But here's the thing: Calling Peter "The Rock" was a joke. Jesus was teasing him. The man first distinguished himself by declaring Jesus the Messiah, which Jesus credited to God speaking through Peter. Not two verses later Peter is telling Jesus that they cannot allow him to suffer and be crucified, which Jesus credited to Satan. At every turn Peter is a waffler, prone in equal parts to error and ardor. He loves Jesus more than the others do, but he is wrong over and over again. He steps out of the boat into the lake and stands for but a moment before sinking and crying out for help. He denies Jesus three times, even after being warned in advance that he would do so. When the resurrected Jesus gives him three chances to affirm his love, he does so, and each time Jesus says, "Feed/tend my sheep," but even after that, even after the sheet descended from heaven and a voice declared, "Call nothing unclean which I have made clean," he still, out of fear, sided with the circumcision faction, and Paul, who never even met Jesus in the flesh, had to confront him publicly to convince him that Gentiles didn't need to become Jews before being baptized as Christians.
This, to me, is the picture of your "pillar and foundation of truth." Jesus said only a fool builds a house on sand, where it will be washed away in the flood, but the wise build their homes upon rock to withstand every storm. And yet, what I see when I look back over the past two thousand years is evidence that Jesus chose to build his house (his church) on the shifting sands of people who (like Peter, like me) get things wrong with distressing regularity.

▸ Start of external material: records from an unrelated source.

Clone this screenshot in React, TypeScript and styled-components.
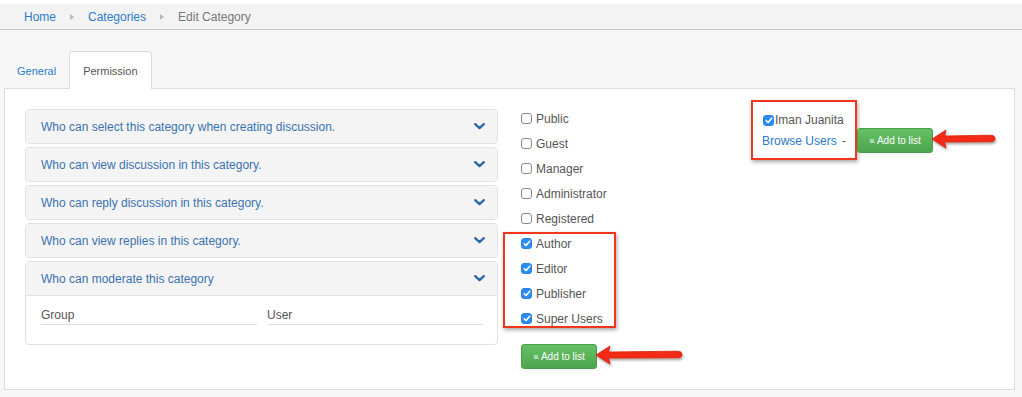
import React from "react";
import styled, { createGlobalStyle } from "styled-components";

const GlobalStyle = createGlobalStyle`
  body {
    margin: 0;
    background: #f7f7f7;
    font-family: "Liberation Sans", Arial, Helvetica, sans-serif;
  }
`;

const Page = styled.div`
  width: 1022px;
  height: 397px;
  box-sizing: border-box;
  background: #f7f7f7;
  border-top: 4px solid #ffffff;
`;

const Breadcrumb = styled.div`
  height: 25px;
  background: #f3f3f3;
  border-bottom: 1px solid #c6c6c6;
  display: flex;
  align-items: center;
  padding-left: 24px;
  font-size: 12px;
  gap: 10px;
`;

const Crumb = styled.span<{ $active?: boolean }>`
  color: ${(p) => (p.$active ? "#777" : "#2b7bca")};
`;

const Sep = styled.span`
  width: 0;
  height: 0;
  border-top: 3.5px solid transparent;
  border-bottom: 3.5px solid transparent;
  border-left: 4px solid #b9b9b9;
  margin: 0 4px;
`;

const Tabs = styled.div`
  display: flex;
  align-items: flex-end;
  margin-top: 20px;
  padding-left: 4px;
  height: 38px;
`;

const Tab = styled.div<{ $active?: boolean }>`
  height: 38px;
  box-sizing: border-box;
  display: flex;
  align-items: center;
  padding: 0 ${(p) => (p.$active ? "13px" : "12px")};
  font-size: 11px;
  color: ${(p) => (p.$active ? "#555" : "#2b7bca")};
  background: ${(p) => (p.$active ? "#fff" : "transparent")};
  border: 1px solid ${(p) => (p.$active ? "#dcdcdc" : "transparent")};
  border-bottom: none;
  border-radius: 4px 4px 0 0;
  position: relative;
  z-index: 1;
  margin-bottom: -1px;
`;

const Panel = styled.div`
  margin: 0 7px 0 4px;
  height: 302px;
  box-sizing: border-box;
  background: #fff;
  border: 1px solid #dcdcdc;
  padding: 20px 20px;
  display: flex;
`;

const Accordion = styled.div`
  width: 473px;
  flex-shrink: 0;
  display: flex;
  flex-direction: column;
  gap: 3px;
`;

const Item = styled.div`
  border: 1px solid #e2e2e2;
  border-radius: 4px;
  background: #fff;
  overflow: hidden;
`;

const Header = styled.div`
  height: 33px;
  background: #f4f4f4;
  display: flex;
  align-items: center;
  justify-content: space-between;
  padding: 0 12px 0 15px;
  font-size: 12px;
  color: #3a73b0;
`;

const Body = styled.div`
  border-top: 1px solid #e2e2e2;
  height: 49px;
  padding: 12px 14px 0 15px;
  box-sizing: border-box;
  display: flex;
  gap: 10px;
`;

const Field = styled.div`
  flex: 1;
  font-size: 12px;
  color: #555;
  border-bottom: 1px solid #dedede;
  height: 16px;
  line-height: 14px;
`;

const Chevron = () => (
  <svg width="11" height="7" viewBox="0 0 11 7">
    <path d="M1.2 1.2 L5.5 5.2 L9.8 1.2" fill="none" stroke="#2f6aa8" strokeWidth="2.4" strokeLinecap="round" strokeLinejoin="round" />
  </svg>
);

const Groups = styled.div`
  width: 230px;
  flex-shrink: 0;
  margin-left: 23px;
  margin-top: -3px;
  display: flex;
  flex-direction: column;
`;

const Row = styled.label`
  height: 25px;
  flex-shrink: 0;
  display: flex;
  align-items: center;
  font-size: 12px;
  color: #555;
`;

const Box = styled.span<{ $checked?: boolean; $gap: number }>`
  width: 11px;
  height: 11px;
  border-radius: 3px;
  box-sizing: border-box;
  margin-right: ${(p) => p.$gap}px;
  display: inline-flex;
  align-items: center;
  justify-content: center;
  flex-shrink: 0;
  background: ${(p) => (p.$checked ? "#2d8cf0" : "#fff")};
  border: 1px solid ${(p) => (p.$checked ? "#2a82e4" : "#8a8a8a")};
`;

const Check = ({ checked, gap = 4 }: { checked?: boolean; gap?: number }) => (
  <Box $checked={checked} $gap={gap}>
    {checked && (
      <svg width="8" height="7" viewBox="0 0 8 7">
        <path d="M1.3 3.8 L3.1 5.5 L6.7 1.3" fill="none" stroke="#fff" strokeWidth="1.6" strokeLinecap="round" strokeLinejoin="round" />
      </svg>
    )}
  </Box>
);

const Highlight = styled.div`
  border: 2px solid #f2361c;
  box-shadow: 1px 2px 4px rgba(0, 0, 0, 0.35);
`;

const GroupHighlight = styled(Highlight)`
  margin-left: -18px;
  width: 113px;
  padding-left: 16px;
  padding-top: 2px;
  margin-top: 1px;
  height: 96px;
  box-sizing: border-box;
  display: flex;
  flex-direction: column;
  justify-content: center;
`;

const ButtonRow = styled.div<{ $top?: number }>`
  display: flex;
  align-items: center;
  margin-top: ${(p) => p.$top ?? 0}px;
`;

const AddButton = styled.button`
  width: 76px;
  height: 25px;
  font-family: inherit;
  font-size: 10px;
  color: #fff;
  border: 1px solid #4a9c4a;
  border-radius: 3px;
  background: linear-gradient(#64c064, #4ea54e);
  padding: 0;
  flex-shrink: 0;
`;

const Arrow = ({ width }: { width: number }) => (
  <svg width={width} height="26" viewBox={`0 0 ${width} 26`} style={{ marginLeft: -3, flexShrink: 0 }}>
    <defs>
      <filter id={`s${width}`} x="-10%" y="-30%" width="130%" height="170%">
        <feDropShadow dx="1" dy="2" stdDeviation="1.3" floodColor="#000" floodOpacity="0.35" />
      </filter>
    </defs>
    <path
      d={`M2 12 L16 3 L14.5 9 L${width - 8} 8.2 Q${width - 4} 8.4 ${width - 4} 11.5 Q${width - 4} 14.6 ${width - 8} 14.8 L14.5 15 L16 21 Z`}
      fill="#f22a12"
      stroke="#d81e08"
      strokeWidth="0.8"
      strokeLinejoin="round"
      filter={`url(#s${width})`}
    />
  </svg>
);

const Users = styled.div`
  margin-top: -9px;
  flex-shrink: 0;
  display: flex;
  align-items: flex-end;
  height: 60px;
`;

const UserHighlight = styled(Highlight)`
  width: 106px;
  height: 60px;
  flex-shrink: 0;
  box-sizing: border-box;
  padding: 10px 0 0 9px;
  font-size: 12px;
`;

const UserLine = styled.div`
  display: flex;
  align-items: center;
  color: #555;
  height: 16px;
  margin-left: 1px;
`;

const BrowseLine = styled.div`
  display: flex;
  justify-content: space-between;
  padding-right: 9px;
  margin-top: 6px;
  color: #555;
`;

const Link = styled.span`
  color: #2b7bca;
`;

const UserButtonRow = styled(ButtonRow)`
  margin-bottom: 7px;
`;

const groups = ["Public", "Guest", "Manager", "Administrator", "Registered"];
const checkedGroups = ["Author", "Editor", "Publisher", "Super Users"];
const titles = [
  "Who can select this category when creating discussion.",
  "Who can view discussion in this category.",
  "Who can reply discussion in this category.",
  "Who can view replies in this category.",
];

export default function App() {
  return (
    <>
      <GlobalStyle />
      <Page>
        <Breadcrumb>
          <Crumb>Home</Crumb>
          <Sep />
          <Crumb>Categories</Crumb>
          <Sep />
          <Crumb $active>Edit Category</Crumb>
        </Breadcrumb>
        <Tabs>
          <Tab>General</Tab>
          <Tab $active>Permission</Tab>
        </Tabs>
        <Panel>
          <Accordion>
            {titles.map((t) => (
              <Item key={t}>
                <Header>
                  {t}
                  <Chevron />
                </Header>
              </Item>
            ))}
            <Item>
              <Header>
                Who can moderate this category
                <Chevron />
              </Header>
              <Body>
                <Field>Group</Field>
                <Field>User</Field>
              </Body>
            </Item>
          </Accordion>
          <Groups>
            {groups.map((g) => (
              <Row key={g}>
                <Check />
                {g}
              </Row>
            ))}
            <GroupHighlight>
              {checkedGroups.map((g) => (
                <Row key={g}>
                  <Check checked />
                  {g}
                </Row>
              ))}
            </GroupHighlight>
            <ButtonRow $top={15}>
              <AddButton>« Add to list</AddButton>
              <Arrow width={92} />
            </ButtonRow>
          </Groups>
          <Users>
            <UserHighlight>
              <UserLine>
                <Check checked gap={1} />
                Iman Juanita
              </UserLine>
              <BrowseLine>
                <Link>Browse Users</Link>
                <span>-</span>
              </BrowseLine>
            </UserHighlight>
            <UserButtonRow>
              <AddButton>« Add to list</AddButton>
              <Arrow width={69} />
            </UserButtonRow>
          </Users>
        </Panel>
      </Page>
    </>
  );
}
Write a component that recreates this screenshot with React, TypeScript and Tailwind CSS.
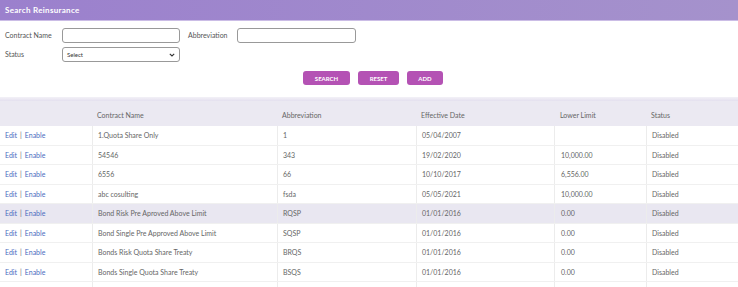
import React from "react";

const rows = [
  { name: "1.Quota Share Only", abbr: "1", date: "05/04/2007", lower: "", status: "Disabled" },
  { name: "54546", abbr: "343", date: "19/02/2020", lower: "10,000.00", status: "Disabled" },
  { name: "6556", abbr: "66", date: "10/10/2017", lower: "6,556.00", status: "Disabled" },
  { name: "abc cosulting", abbr: "fsda", date: "05/05/2021", lower: "10,000.00", status: "Disabled" },
  { name: "Bond Risk Pre Aproved Above Limit", abbr: "RQSP", date: "01/01/2016", lower: "0.00", status: "Disabled", hl: true },
  { name: "Bond Single Pre Approved Above Limit", abbr: "SQSP", date: "01/01/2016", lower: "0.00", status: "Disabled" },
  { name: "Bonds Risk Quota Share Treaty", abbr: "BRQS", date: "01/01/2016", lower: "0.00", status: "Disabled" },
  { name: "Bonds Single Quota Share Treaty", abbr: "BSQS", date: "01/01/2016", lower: "0.00", status: "Disabled" },
  { name: "", abbr: "", date: "", lower: "", status: "" },
];

const cols = "grid grid-cols-[92px_185px_139px_138px_92px_1fr]";

export default function App() {
  return (
    <div className="w-[738px] h-[287px] overflow-hidden bg-white text-[#666] font-['Lato','Open_Sans',sans-serif]">
      {/* Header */}
      <div className="h-[21px] flex items-center px-[5px] bg-gradient-to-r from-[#9b80cd] to-[#a592cc] border-b border-[#cbbde6]">
        <span className="text-white text-[8px] font-bold tracking-[0.3px]">Search Reinsurance</span>
      </div>

      {/* Form */}
      <div className="pt-[7px] px-[5px] text-[7px] text-[#555]">
        <div className="flex items-center h-[15px]">
          <label className="w-[57px]">Contract Name</label>
          <input className="w-[118px] h-[15px] border border-[#999] rounded-[3px] bg-white" />
          <label className="ml-[8px] w-[49px]">Abbreviation</label>
          <input className="w-[119px] h-[15px] border border-[#999] rounded-[3px] bg-white" />
        </div>
        <div className="flex items-center h-[15px] mt-[4px]">
          <label className="w-[57px]">Status</label>
          <div className="w-[118px] h-[15px] border border-[#999] rounded-[3px] bg-white flex items-center justify-between px-[4px]">
            <span className="text-[6px] text-[#333]">Select</span>
            <svg width="6" height="4" viewBox="0 0 6 4" fill="none">
              <path d="M0.8 0.8 L3 3 L5.2 0.8" stroke="#333" strokeWidth="1.1" />
            </svg>
          </div>
        </div>
        <div className="flex justify-center gap-[8px] mt-[9px] pl-[8px]">
          <button className="w-[47px] h-[14px] rounded-[3px] bg-[#b452b4] text-white text-[6px] font-bold">SEARCH</button>
          <button className="w-[41px] h-[14px] rounded-[3px] bg-[#b452b4] text-white text-[6px] font-bold">RESET</button>
          <button className="w-[36px] h-[14px] rounded-[3px] bg-[#b452b4] text-white text-[6px] font-bold">ADD</button>
        </div>
      </div>

      {/* Separator */}
      <div className="mt-[12px] h-[4px] bg-gradient-to-b from-[#f3f1f7] to-[#e4e0ef]" />

      {/* Table */}
      <div className="text-[7px] text-[#666]">
        <div className={`${cols} h-[25px] bg-[#ebe9f2] items-end pb-[6px]`}>
          <div />
          <div className="pl-[5px]">Contract Name</div>
          <div className="pl-[5px]">Abbreviation</div>
          <div className="pl-[5px]">Effective Date</div>
          <div className="pl-[6px]">Lower Limit</div>
          <div className="pl-[5px]">Status</div>
        </div>
        {rows.map((r, i) => (
          <div
            key={i}
            className={`${cols} h-[19.5px] items-center border-b border-[#f0f0f0] ${r.hl ? "bg-[#e9e7f1]" : "bg-white"}`}
          >
            <div className="pl-[5px] text-[#4a6cc0] h-full flex items-center">
              {r.name && (
                <>
                  <span>Edit</span>
                  <span className="mx-[3px] text-[#666]">|</span>
                  <span>Enable</span>
                </>
              )}
            </div>
            <div className="pl-[5px] h-full flex items-center border-l border-[#ececec]">{r.name}</div>
            <div className="pl-[5px] h-full flex items-center border-l border-[#ececec]">{r.abbr}</div>
            <div className="pl-[5px] h-full flex items-center border-l border-[#ececec]">{r.date}</div>
            <div className="pl-[6px] h-full flex items-center border-l border-[#ececec]">{r.lower}</div>
            <div className="pl-[5px] h-full flex items-center border-l border-[#ececec]">{r.status}</div>
          </div>
        ))}
      </div>
    </div>
  );
}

And yet there remains this beautiful, fragile thing called the church, found wherever two or three are gathered together in his name, whose very weakness presents the clearest picture we have of the glory of our heavenly father.
So will I accept the help you offer? No, though I sincerely appreciate your offering it. It is to the holy spirit of God that I look for help in weaving, through prayer and hard experience, the tangled, tattered story of the Bible back together.(less)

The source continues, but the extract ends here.